La Haye, 17 septembre 2019 : faire rendre des comptes pour les crimes de guerre à Gaza

Saad Ziada debout sur les ruines de sa maison où 6 membres de sa famille de 3 générations ont été tués dans une attaque israélienne - Photo : Réseaux sociaux

Par Eddie Whyte

Le 20 juillet 2014 la maison de la famille Ziada dans le camp de réfugiés Bureij à Gaza a été bombardée par les forces militaires israéliennes.

C’était une attaque ciblée qui a instantanément réduit le bâtiment de trois étages en un amas de décombres et mortellement blessé tous ceux qui s’y trouvaient. Parmi les morts se trouvaient la mère d’Ismail Ziada, trois frères, sa belle sœur, un neveu de 12 ans et un ami qui rendait visite à la famille.

Plus de 2000 Palestiniens ont été tués par l’IDF (Forces de Défense Israéliennes) lors de l’ « Opération Bordure Protectrice ». L’immense majorité était des non combattants et plus d’un quart de toutes les personnes tuées au cours de l’opération étaient des enfants de moins de 18 ans.

A l’automne de la même année Ismail Ziada, citoyen néerlandais résidant aux Pays Bas, a contacté Liesbeth Zegveld, éminente avocate, spécialisée dans le soutien aux victimes de crimes de guerre et de violations des droits de l’homme.
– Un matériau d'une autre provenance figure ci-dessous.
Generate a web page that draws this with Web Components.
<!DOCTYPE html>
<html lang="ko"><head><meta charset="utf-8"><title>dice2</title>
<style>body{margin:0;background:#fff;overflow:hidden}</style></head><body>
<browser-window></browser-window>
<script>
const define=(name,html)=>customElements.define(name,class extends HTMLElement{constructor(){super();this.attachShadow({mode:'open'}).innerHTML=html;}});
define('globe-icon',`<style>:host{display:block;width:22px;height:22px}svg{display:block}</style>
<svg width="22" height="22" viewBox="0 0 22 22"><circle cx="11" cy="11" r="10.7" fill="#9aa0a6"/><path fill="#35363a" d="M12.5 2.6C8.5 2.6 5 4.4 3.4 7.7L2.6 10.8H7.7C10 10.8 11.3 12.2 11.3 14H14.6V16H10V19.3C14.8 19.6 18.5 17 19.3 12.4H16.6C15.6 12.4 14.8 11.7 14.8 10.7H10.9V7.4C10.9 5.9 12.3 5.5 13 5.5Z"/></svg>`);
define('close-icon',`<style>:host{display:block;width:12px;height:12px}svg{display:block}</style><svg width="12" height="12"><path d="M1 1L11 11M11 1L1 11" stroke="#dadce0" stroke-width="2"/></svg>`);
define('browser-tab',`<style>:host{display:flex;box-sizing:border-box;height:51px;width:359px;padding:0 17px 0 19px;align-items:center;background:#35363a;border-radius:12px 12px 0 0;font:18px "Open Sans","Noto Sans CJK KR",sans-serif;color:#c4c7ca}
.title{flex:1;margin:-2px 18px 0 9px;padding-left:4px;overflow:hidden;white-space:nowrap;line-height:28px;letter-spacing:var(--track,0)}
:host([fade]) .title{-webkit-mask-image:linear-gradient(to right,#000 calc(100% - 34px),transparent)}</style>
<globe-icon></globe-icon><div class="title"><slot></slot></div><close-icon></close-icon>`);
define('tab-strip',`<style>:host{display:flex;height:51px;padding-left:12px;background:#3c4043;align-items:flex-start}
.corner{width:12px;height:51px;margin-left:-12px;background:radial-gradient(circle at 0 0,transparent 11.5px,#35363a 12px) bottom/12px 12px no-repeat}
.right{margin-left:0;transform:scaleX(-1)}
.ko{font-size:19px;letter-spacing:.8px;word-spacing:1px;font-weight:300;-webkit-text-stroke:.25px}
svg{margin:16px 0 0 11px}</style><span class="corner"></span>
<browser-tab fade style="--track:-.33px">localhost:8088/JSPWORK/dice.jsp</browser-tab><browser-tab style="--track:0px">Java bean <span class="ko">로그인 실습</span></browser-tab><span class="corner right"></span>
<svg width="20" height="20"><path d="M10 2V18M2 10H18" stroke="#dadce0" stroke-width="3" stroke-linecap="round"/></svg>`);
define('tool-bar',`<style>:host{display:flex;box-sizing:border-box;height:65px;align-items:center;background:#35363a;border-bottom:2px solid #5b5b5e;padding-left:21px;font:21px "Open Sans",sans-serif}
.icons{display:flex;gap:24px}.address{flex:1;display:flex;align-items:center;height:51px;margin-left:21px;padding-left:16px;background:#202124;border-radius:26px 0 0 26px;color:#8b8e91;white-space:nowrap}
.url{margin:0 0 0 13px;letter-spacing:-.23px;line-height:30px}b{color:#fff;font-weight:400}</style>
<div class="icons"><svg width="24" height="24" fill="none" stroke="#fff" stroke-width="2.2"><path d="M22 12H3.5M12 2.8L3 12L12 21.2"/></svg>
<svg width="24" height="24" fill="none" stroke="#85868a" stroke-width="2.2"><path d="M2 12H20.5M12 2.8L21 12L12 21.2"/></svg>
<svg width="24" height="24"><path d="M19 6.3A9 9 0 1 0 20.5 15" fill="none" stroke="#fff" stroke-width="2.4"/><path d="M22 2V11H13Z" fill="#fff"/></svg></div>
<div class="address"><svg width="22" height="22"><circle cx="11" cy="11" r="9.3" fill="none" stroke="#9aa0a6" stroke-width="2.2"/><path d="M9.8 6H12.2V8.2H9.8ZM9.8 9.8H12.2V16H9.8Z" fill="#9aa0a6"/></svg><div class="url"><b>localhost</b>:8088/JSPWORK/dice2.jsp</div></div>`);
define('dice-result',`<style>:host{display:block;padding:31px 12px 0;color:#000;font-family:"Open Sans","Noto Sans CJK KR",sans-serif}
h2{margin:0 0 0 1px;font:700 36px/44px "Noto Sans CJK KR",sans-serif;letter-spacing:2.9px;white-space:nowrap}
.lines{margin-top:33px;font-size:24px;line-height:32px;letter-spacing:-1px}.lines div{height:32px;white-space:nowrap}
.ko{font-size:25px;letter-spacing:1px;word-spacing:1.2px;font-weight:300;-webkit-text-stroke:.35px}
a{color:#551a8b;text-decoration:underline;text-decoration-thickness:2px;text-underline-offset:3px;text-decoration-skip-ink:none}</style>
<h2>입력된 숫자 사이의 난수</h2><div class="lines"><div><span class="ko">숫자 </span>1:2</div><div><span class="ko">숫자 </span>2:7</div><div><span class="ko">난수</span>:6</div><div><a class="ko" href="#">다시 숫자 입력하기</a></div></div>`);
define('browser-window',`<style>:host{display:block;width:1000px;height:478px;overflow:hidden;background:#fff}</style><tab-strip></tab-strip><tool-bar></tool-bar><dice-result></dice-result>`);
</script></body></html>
M. Ziada était déterminé à faire rendre des comptes à ceux qui sont responsables du meurtre de sa famille.

L’idée de départ d’engager une action pénale fut rapidement écartée, les expériences précédentes ayant montré qu’il était fortement improbable que le ministère public engage une procédure pénale. Cependant, Me Zegveld a fait remarquer que les Pays-Bas maintiennent l’exercice de la compétence universelle dans les procédures civiles pour les citoyens néerlandais qui ne peuvent avoir accès à la justice ailleurs.

Dimanche après-midi 20 juillet, l’armée israélienne a largué une bombe sur la maison de notre famille dans le camp de réfugiés de Bureij à Gaza.
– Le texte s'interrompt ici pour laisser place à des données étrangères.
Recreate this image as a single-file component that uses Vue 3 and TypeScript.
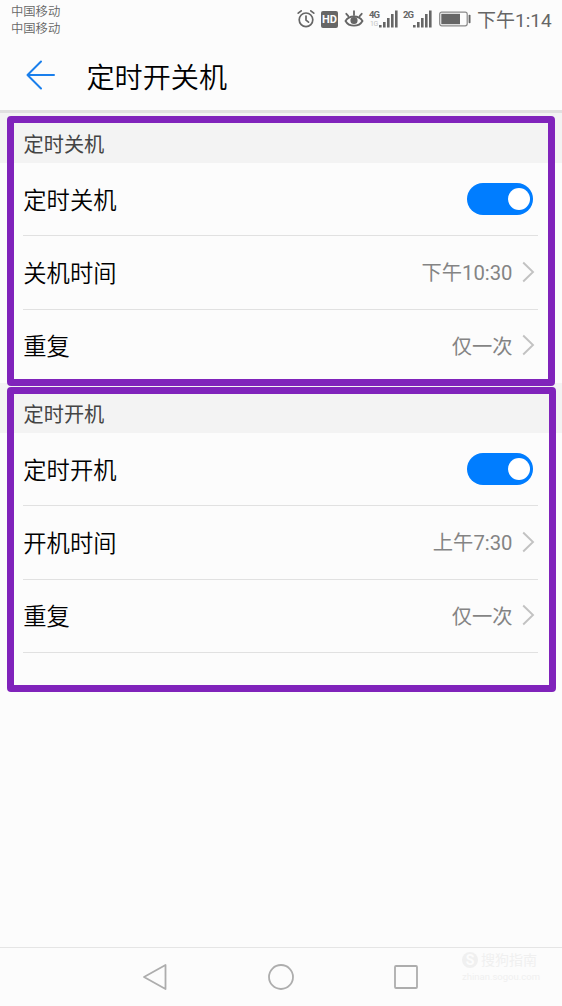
<script setup lang="ts">
interface Row {
  label: string
  value?: string
}

interface Section {
  id: string
  title: string
  rows: Row[]
}

const carriers: string[] = ['中国移动', '中国移动']

const sections: Section[] = [
  {
    id: 'off',
    title: '定时关机',
    rows: [
      { label: '定时关机' },
      { label: '关机时间', value: '下午10:30' },
      { label: '重复', value: '仅一次' },
    ],
  },
  {
    id: 'on',
    title: '定时开机',
    rows: [
      { label: '定时开机' },
      { label: '开机时间', value: '上午7:30' },
      { label: '重复', value: '仅一次' },
    ],
  },
]
</script>

<template>
  <div class="screen">
    <div class="status">
      <div class="carriers">
        <span v-for="(c, i) in carriers" :key="i">{{ c }}</span>
      </div>
      <div class="indicators">
        <svg class="alarm" width="18" height="20" viewBox="0 0 18 20" fill="none" stroke="#666" stroke-width="1.7" stroke-linecap="round">
          <circle cx="9" cy="10.8" r="6.8" />
          <path d="M9 7v4.2l2.5 2M1.2 4.2 4.2 1.8M16.8 4.2l-3-2.4" />
        </svg>
        <span class="hd">HD</span>
        <svg class="eye" width="20" height="20" viewBox="0 0 20 20" fill="none" stroke="#666" stroke-width="1.8" stroke-linecap="round">
          <path d="M1.500 12C5 6 15 6 18.500 12C15 18.300 5 18.300 1.500 12Z" />
          <path d="M10 6V2.200M4.300 7.200 2.300 4.800M15.700 7.200l2-2.400" />
          <circle cx="10" cy="11.500" r="2.700" fill="#666" />
        </svg>
        <div class="network">
          <span class="net"><b>4G</b><small>1G</small></span>
          <svg width="19" height="18" viewBox="0 0 19 18" fill="#666">
            <path d="M0 15h2.600v2.500H0zM4 12h2.600v5.500H4zM8 8h2.600v9.500H8zM12 4h2.600v13.500H12zM16 0.500h2.600v17H16z" />
          </svg>
        </div>
        <div class="network">
          <span class="net"><b>2G</b></span>
          <svg width="19" height="18" viewBox="0 0 19 18" fill="#666">
            <path d="M0 15h2.600v2.500H0zM4 12h2.600v5.500H4zM8 8h2.600v9.500H8zM12 4h2.600v13.500H12zM16 0.500h2.600v17H16z" />
          </svg>
        </div>
        <svg class="battery" width="32" height="16" viewBox="0 0 32 16">
          <rect x=".7" y="1.200" width="27.500" height="13.600" rx="2" fill="none" stroke="#888" stroke-width="1.200" />
          <rect x="2.300" y="2.800" width="18.700" height="10.400" fill="#666" />
          <rect x="29.600" y="3.800" width="1.900" height="8.400" rx=".8" fill="#666" />
        </svg>
        <span class="clock">下午1:14</span>
      </div>
    </div>

    <header class="header">
      <svg class="back" width="30" height="30" viewBox="0 0 30 30" fill="none" stroke="#1a7fec" stroke-width="2" stroke-linecap="round" stroke-linejoin="round">
        <path d="M15 1.500 1.500 15 15 28.500M1.500 15H28" />
      </svg>
      <h1>定时开关机</h1>
    </header>

    <section v-for="s in sections" :key="s.id" class="section" :class="s.id">
      <h2>{{ s.title }}</h2>
      <div v-for="row in s.rows" :key="row.label" class="row">
        <span class="label">{{ row.label }}</span>
        <template v-if="row.value">
          <span class="value">{{ row.value }}</span>
          <svg class="chevron" width="13" height="22" viewBox="0 0 13 22" fill="none" stroke="#c2c2c2" stroke-width="1.900">
            <path d="M1.200 1.500 11 11 1.200 20.500" />
          </svg>
        </template>
        <span v-else class="toggle"><i></i></span>
      </div>
      <div class="frame"></div>
    </section>

    <nav class="navbar">
      <svg width="26" height="28" viewBox="0 0 26 28"><path d="M23.500 2v24L2 14Z" /></svg>
      <svg width="28" height="28" viewBox="0 0 28 28"><circle cx="14" cy="14" r="12" /></svg>
      <svg width="26" height="26" viewBox="0 0 26 26"><rect x="2" y="2" width="22" height="22" rx="1" /></svg>
      <div class="watermark">
        <div class="brand"><span class="logo">S</span>搜狗指南</div>
        <div class="site">zhinan.sogou.com</div>
      </div>
    </nav>
  </div>
</template>

<style>
body {
  margin: 0;
}
</style>

<style scoped>
.screen {
  display: flex;
  flex-direction: column;
  width: 562px;
  height: 1006px;
  overflow: hidden;
  background: #fcfcfc;
  color: #000;
  font-family: Roboto, "Noto Sans CJK SC", sans-serif;
}
.status {
  display: flex;
  justify-content: space-between;
  height: 40px;
  color: #666;
}
.carriers {
  display: flex;
  flex-direction: column;
  padding: 4px 0 0 11px;
  font-size: 12.3px;
  font-weight: 350;
  line-height: 17px;
}
.indicators {
  display: flex;
  align-items: center;
  height: 38px;
  padding-right: 12px;
}
.hd {
  width: 17px;
  height: 17px;
  margin-left: 6px;
  border-radius: 2px;
  background: #666;
  color: #fcfcfc;
  font-size: 11px;
  font-weight: 700;
  line-height: 18px;
  text-align: center;
}
.eye {
  margin-left: 6px;
}
.network {
  display: flex;
  align-items: flex-end;
  height: 18px;
  margin-left: 5px;
}
.net {
  display: flex;
  flex-direction: column;
  width: 10px;
  height: 18px;
  font-size: 9.500px;
  line-height: 10px;
}
.net b {
  letter-spacing: -1px;
}
.net small {
  padding-left: 1px;
  color: #c4c4c4;
  font-size: 7px;
  line-height: 9px;
  letter-spacing: -0.5px;
}
.battery {
  margin-left: 7px;
}
.clock {
  width: 73px;
  margin-left: 6px;
  padding-top: 3px;
  font-size: 19px;
  line-height: 38px;
  white-space: nowrap;
}
.header {
  display: flex;
  align-items: center;
  height: 70px;
  border-bottom: 3px solid #e0e0e0;
}
.back {
  margin: 0 30.500px 0 26px;
}
h1 {
  margin: 8px 0 0;
  color: #000;
  font-size: 28.100px;
  font-weight: 350;
  line-height: 40px;
}
.section {
  position: relative;
  height: 270px;
}
h2 {
  box-sizing: border-box;
  height: 50px;
  margin: 0;
  padding: 13px 24px 0 23.500px;
  background: #f3f3f3;
  color: #444;
  font-size: 20.200px;
  font-weight: 400;
  line-height: 38px;
}
.row {
  box-sizing: border-box;
  display: flex;
  align-items: center;
  height: 73.300px;
  margin: 0 24px 0 23px;
  border-bottom: 1px solid #e1e1e1;
}
.off .row:nth-of-type(3) {
  border-color: transparent;
}
.label {
  flex: 1;
  padding: 3px 0 0 0.300px;
  font-size: 23.300px;
  font-weight: 350;
  line-height: 34px;
}
.value {
  padding-top: 2px;
  color: #848484;
  font-size: 20.300px;
  line-height: 34px;
}
.chevron {
  margin: 0 3px 1px 9.500px;
}
.toggle {
  box-sizing: border-box;
  display: flex;
  justify-content: flex-end;
  width: 66px;
  height: 32px;
  margin-right: 5px;
  padding: 5px 3px;
  border-radius: 16px;
  background: #007dff;
}
.toggle i {
  width: 22px;
  height: 22px;
  border-radius: 50%;
  background: #fff;
}
.frame {
  position: absolute;
  z-index: 1;
  box-sizing: border-box;
  top: 3px;
  left: 7px;
  width: 548px;
  height: 270px;
  border: 7px solid #8023bb;
  border-radius: 4px;
}
.on .frame {
  top: 4px;
  width: 549px;
  height: 305px;
}
.navbar {
  position: relative;
  box-sizing: border-box;
  display: flex;
  align-items: center;
  height: 59px;
  margin-top: auto;
  padding-left: 142px;
  border-top: 1px solid #e5e5e5;
}
.navbar svg {
  fill: none;
  stroke: #adadad;
  stroke-width: 1.800;
  stroke-linejoin: round;
}
.navbar svg + svg {
  margin-left: 98.500px;
}
.watermark {
  position: absolute;
  top: 2px;
  left: 462px;
  color: #f0f0f0;
}
.brand {
  display: flex;
  align-items: center;
  gap: 3px;
  font-size: 14px;
  line-height: 20px;
}
.logo {
  width: 16px;
  height: 16px;
  border-radius: 50%;
  background: #f0f0f0;
  color: #fcfcfc;
  font-weight: 700;
  line-height: 16px;
  text-align: center;
}
.site {
  font-size: 9.500px;
  line-height: 14px;
}
</style>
Avis de décès paru dans le journal Volksrant, du 26 juillet 2014

À la suite de ce crime insensé, nous pleurons la perte des membres suivants de notre famille :

Muftia Ziada, notre mère, belle-mère et grand-mère
Jamil et Bayan Ziada, nos frère et belle-sœur, oncle et tante
Shaban Ziada, le fils âgé de 12 ans de Jamil et Bayan, notre neveu et cousin
Yousef Ziada, notre frère, beau-frère et oncle.
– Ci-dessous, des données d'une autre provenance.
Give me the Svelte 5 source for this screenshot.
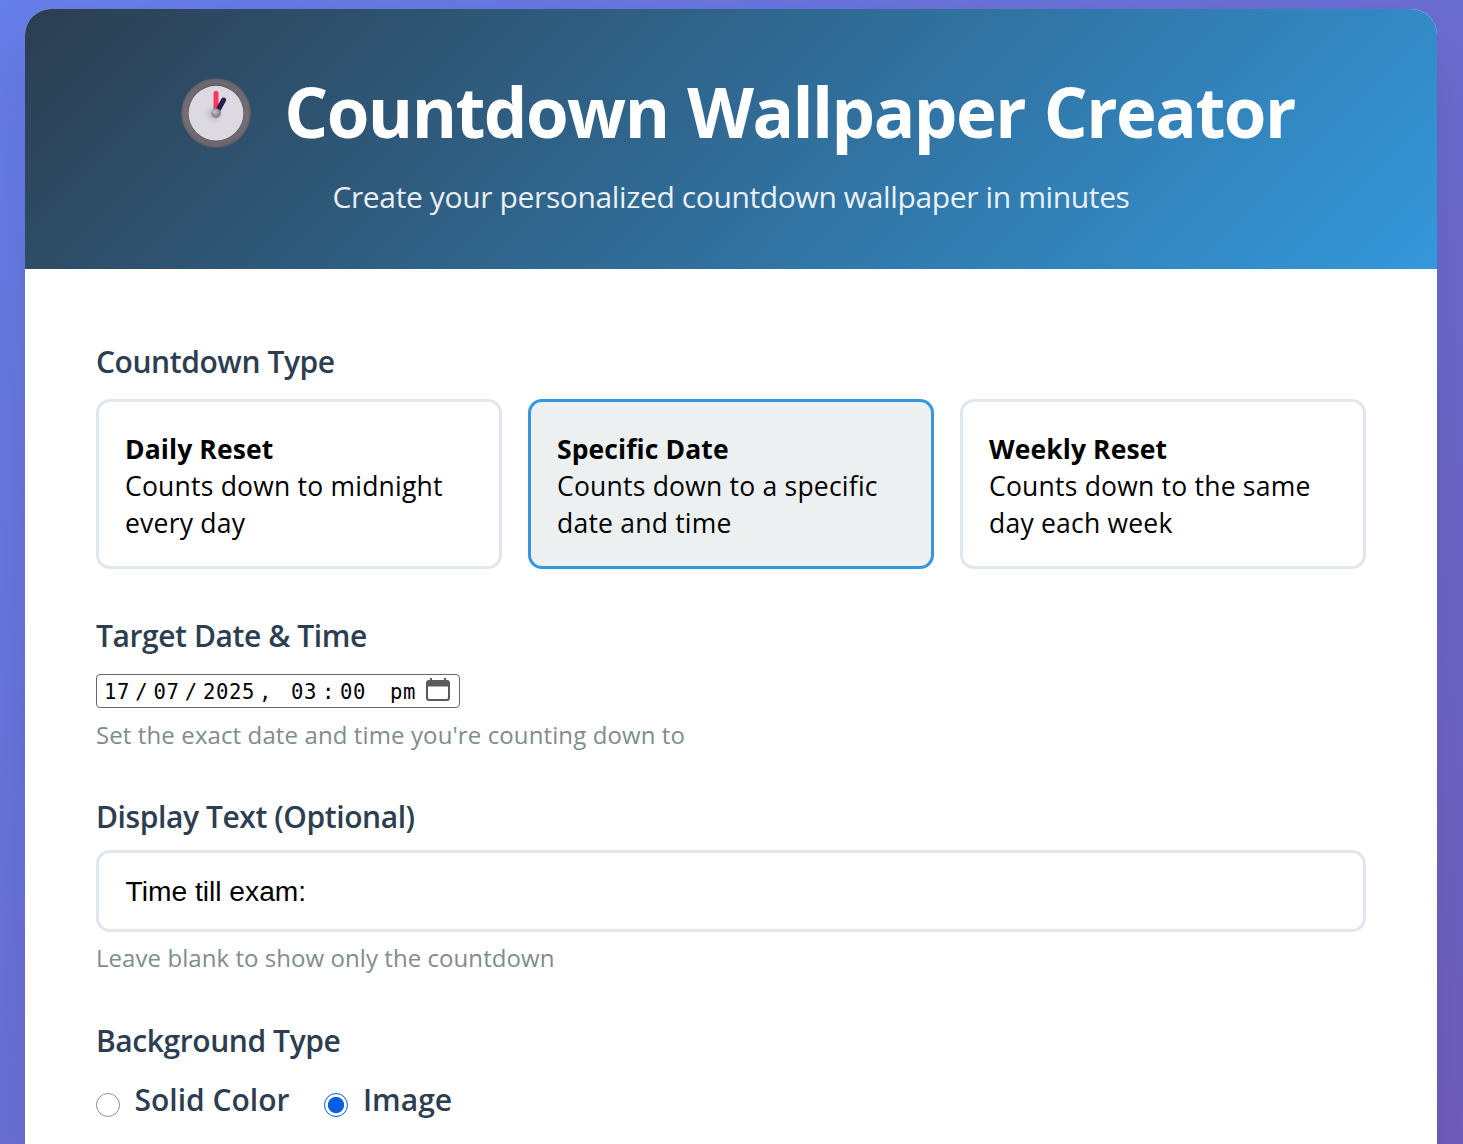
<script>
  let selectedType = $state('date');
  let background = $state('image');
  let text = $state('Time till exam:');

  const types = [
    { id: 'daily', title: 'Daily Reset', lines: ['Counts down to midnight', 'every day'] },
    { id: 'date', title: 'Specific Date', lines: ['Counts down to a specific', 'date and time'] },
    { id: 'weekly', title: 'Weekly Reset', lines: ['Counts down to the same', 'day each week'] }
  ];
</script>

<div class="page">
  <main class="panel">
    <header class="hero">
      <h1>
        <svg class="clock" viewBox="0 0 70 70" aria-hidden="true">
          <defs>
            <linearGradient id="rim" x1="0" y1="0" x2="0" y2="1">
              <stop offset="0" stop-color="#6a686d" />
              <stop offset="0.6" stop-color="#737176" />
              <stop offset="1" stop-color="#6b656c" />
            </linearGradient>
            <radialGradient id="edge">
              <stop offset="0.93" stop-color="#655f64" stop-opacity="0" />
              <stop offset="1" stop-color="#62575e" />
            </radialGradient>
            <radialGradient id="shade">
              <stop offset="0" stop-color="#aaa7ae" />
              <stop offset="1" stop-color="#dcdae0" stop-opacity="0" />
            </radialGradient>
            <radialGradient id="pin" cx="0.4" cy="0.35">
              <stop offset="0" stop-color="#c9c7cd" />
              <stop offset="1" stop-color="#858389" />
            </radialGradient>
          </defs>
          <circle cx="35" cy="35" r="34.6" fill="url(#rim)" />
          <circle cx="35" cy="35" r="34.6" fill="url(#edge)" />
          <circle cx="35" cy="35" r="28.2" fill="#5b575e" />
          <circle cx="35" cy="35.2" r="27.4" fill="#dcdae0" />
          <circle cx="33" cy="36" r="12" fill="url(#shade)" />
          <path d="M35 15.2V33" stroke="#f8365f" stroke-width="5" stroke-linecap="round" />
          <path d="M42.6 22L36.5 33" stroke="#2c1c4e" stroke-width="5" stroke-linecap="round" />
          <circle cx="35" cy="35.2" r="4.8" fill="url(#pin)" />
        </svg>
        <span>Countdown Wallpaper Creator</span>
      </h1>
      <p>Create your personalized countdown wallpaper in minutes</p>
    </header>

    <form class="content">
      <section class="group types-group">
        <h2>Countdown Type</h2>
        <div class="types">
          {#each types as type}
            <button
              type="button"
              class="type"
              class:selected={selectedType === type.id}
              onclick={() => (selectedType = type.id)}
            >
              <strong>{type.title}</strong>
              {#each type.lines as line}<span>{line}</span>{/each}
            </button>
          {/each}
        </div>
      </section>

      <section class="group target-group">
        <h2>Target Date &amp; Time</h2>
        <div class="datetime">
          <span class="two">17</span><span class="slash">/</span><span class="two">07</span><span class="slash">/</span><span class="year">2025</span><span class="comma">,</span><span class="two">03</span><span class="colon">:</span><span class="minutes">00</span><span class="two">pm</span>
          <svg class="calendar" viewBox="0 0 24 23" aria-hidden="true">
            <path fill="#5b5b5b" fill-rule="evenodd" d="M4 0h2v2h12V0h2v2h1a3 3 0 0 1 3 3v15a3 3 0 0 1-3 3H3a3 3 0 0 1-3-3V5a3 3 0 0 1 3-3h1zM2 8.500v11A1.500 1.500 0 0 0 3.500 21h17a1.500 1.500 0 0 0 1.500-1.500v-11z" />
          </svg>
        </div>
        <p class="help">Set the exact date and time you're counting down to</p>
      </section>

      <section class="group text-group">
        <h2>Display Text (Optional)</h2>
        <input class="text" type="text" bind:value={text} />
        <p class="help">Leave blank to show only the countdown</p>
      </section>

      <section class="group">
        <h2>Background Type</h2>
        <div class="radios">
          <label><input type="radio" value="solid" bind:group={background} />Solid Color</label>
          <label><input type="radio" value="image" bind:group={background} />Image</label>
        </div>
      </section>
    </form>
  </main>
</div>

<style>
  :global(body) {
    margin: 0;
    overflow: hidden;
  }

  .page {
    box-sizing: border-box;
    height: 1144px;
    padding: 9px 26px 0 25px;
    overflow: hidden;
    background: linear-gradient(135deg, #667eea 0%, #764ba2 100%) 0 0 / 100% 2750px no-repeat;
    font-family: 'Open Sans', 'Noto Sans', sans-serif;
  }

  .panel {
    height: 2500px;
    border-radius: 26px;
    overflow: hidden;
    background: #fff;
    box-shadow: 0 35px 71px rgba(0, 0, 0, 0.1);
  }

  .hero {
    box-sizing: border-box;
    height: 260px;
    padding-top: 57px;
    background: linear-gradient(135deg, #2c3e50, #3498db);
    color: #fff;
    text-align: center;
  }

  h1 {
    display: flex;
    align-items: center;
    justify-content: center;
    gap: 33px;
    margin: 0 0 20px;
    padding-left: 14px;
    font-size: 69px;
    font-weight: 700;
    line-height: 90px;
    letter-spacing: -1.55px;
    word-spacing: 2.500px;
    white-space: nowrap;
  }

  .clock {
    width: 70px;
    height: 70px;
    margin-top: 4px;
  }

  .hero p {
    margin: 0;
    font-size: 30px;
    line-height: 42px;
    letter-spacing: -0.370px;
    opacity: 0.9;
  }

  .content {
    padding: 73px 71px 0;
  }

  h2 {
    margin: 0 0 18px;
    color: #2c3e50;
    font-size: 30px;
    font-weight: 600;
    line-height: 40px;
    letter-spacing: -0.42px;
  }

  .group {
    margin-bottom: 45px;
  }

  .types-group {
    margin-bottom: 47px;
  }

  .types-group h2 {
    margin-bottom: 17px;
  }

  .types {
    display: grid;
    grid-template-columns: repeat(3, 1fr);
    gap: 26px;
  }

  .type {
    display: flex;
    flex-direction: column;
    box-sizing: border-box;
    height: 170px;
    padding: 29px 26px 0;
    border: 3px solid #e0e6ed;
    border-radius: 14px;
    background: #fff;
    color: #000;
    font: 400 26.5px/37px 'Open Sans', 'Noto Sans', sans-serif;
    letter-spacing: 0.22px;
    text-align: left;
    white-space: nowrap;
  }

  .type strong {
    letter-spacing: 0.1px;
  }

  .type.selected {
    border-color: #3498db;
    background: #ecf0f1;
  }

  .datetime {
    display: flex;
    align-items: center;
    box-sizing: border-box;
    width: 364px;
    height: 34px;
    padding: 1px 0 0 7px;
    border: 1px solid #67677a;
    border-radius: 4px;
    color: #000;
    font: 20.6px/32px 'DejaVu Sans Mono', monospace;
    letter-spacing: 0.6px;
  }

  .two { width: 26px; }
  .slash { width: 23.500px; text-align: center; }
  .year { width: 52px; }
  .comma { width: 36px; text-indent: 4px; }
  .colon { width: 23px; text-align: center; }
  .minutes { width: 50px; }

  .calendar {
    width: 24px;
    height: 23px;
    margin: 0 0 4px 10px;
  }

  .help {
    margin: 10px 0 0;
    color: #7f8c8d;
    font-size: 24px;
    line-height: 34px;
    letter-spacing: 0.11px;
  }

  .text-group h2 {
    margin-bottom: 13px;
  }

  .text-group .help {
    margin-top: 9px;
    letter-spacing: 0.06px;
  }

  .text-group {
    margin-bottom: 46px;
  }

  .text {
    display: block;
    box-sizing: border-box;
    width: 100%;
    height: 82px;
    padding: 0 26px;
    border: 3px solid #e0e6ed;
    border-radius: 14px;
    outline: 0;
    background: #fff;
    color: #000;
    font: 28.2px 'Liberation Sans', Arial, sans-serif;
    text-indent: 0.500px;
  }

  .radios {
    display: flex;
    gap: 35px;
    padding-top: 1px;
  }

  .radios label {
    display: flex;
    align-items: center;
    color: #2c3e50;
    font-size: 30px;
    font-weight: 600;
    line-height: 40px;
  }

  .radios input {
    appearance: none;
    box-sizing: border-box;
    width: 24px;
    height: 24px;
    margin: 10px 14.500px 0 0;
    border: 1px solid #8f8f9d;
    border-radius: 50%;
    background: #fff;
  }

  .radios input:checked {
    border-color: #0060df;
    background: radial-gradient(circle, #0060df 0 7.700px, #fff 8.500px);
  }
</style>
Nos pensées vont à la famille qui nous reste à Gaza qu’il nous est interdit de rejoindre. Nous pensons en particulier à nos neveux et nièces qui sont orphelins.

Ismail Ziada et Angélique Eijpe
Iyas, Siraj et Firas

Adresse de correspondance : Locatie 411/ZMA Muscat,
PO Box 12200, 2500DD, Den Haag
N’hésitez pas à nous écrire en néerlandais, arabe ou anglais

M. Ziada avait des réserves quant à l’opportunité d’engager une procédure civile car un dédommagement financier ne pourrait jamais être une consolation pour la perte de membres de sa famille. Toutefois, après mûre réflexion, il fut convenu d’aller au civil dans le but de pouvoir établir une certaine forme de responsabilité et de créer un précédent qui pourrait aussi profiter à d’autres et, espérons-le, empêcher de nouveaux crimes de guerre israéliens.

Des documents ont été soumis à la justice à la fois sur le chef d’état-major général de l’IDF au moment du bombardement, Benny Gantz, et le commandant des forces aériennes de l’IDF, Amir Eshel. Les deux officiers ont depuis pris leur retraite et M. Gantz a formé un nouveau parti politique “Hosen Yisrael” (Parti de la résilience israélienne) qui rivalise actuellement avec le parti du Premier ministre israélien Benjamin Netanyahu, le Likoud, pour le titre de parti le plus populaire en Israël.

L’hypothèse de travail initiale était que ni l’un ni l’autre des officiers ne répondrait à l’ordonnance et que les audiences judiciaires auraient lieu en leur absence. Toutefois, juste avant l’expiration du délai de trois mois pour la présentation d’une réponse, les deux officiers militaires israéliens ont désigné un avocat pour les représenter. En novembre 2018, ils ont finalement soumis une réponse.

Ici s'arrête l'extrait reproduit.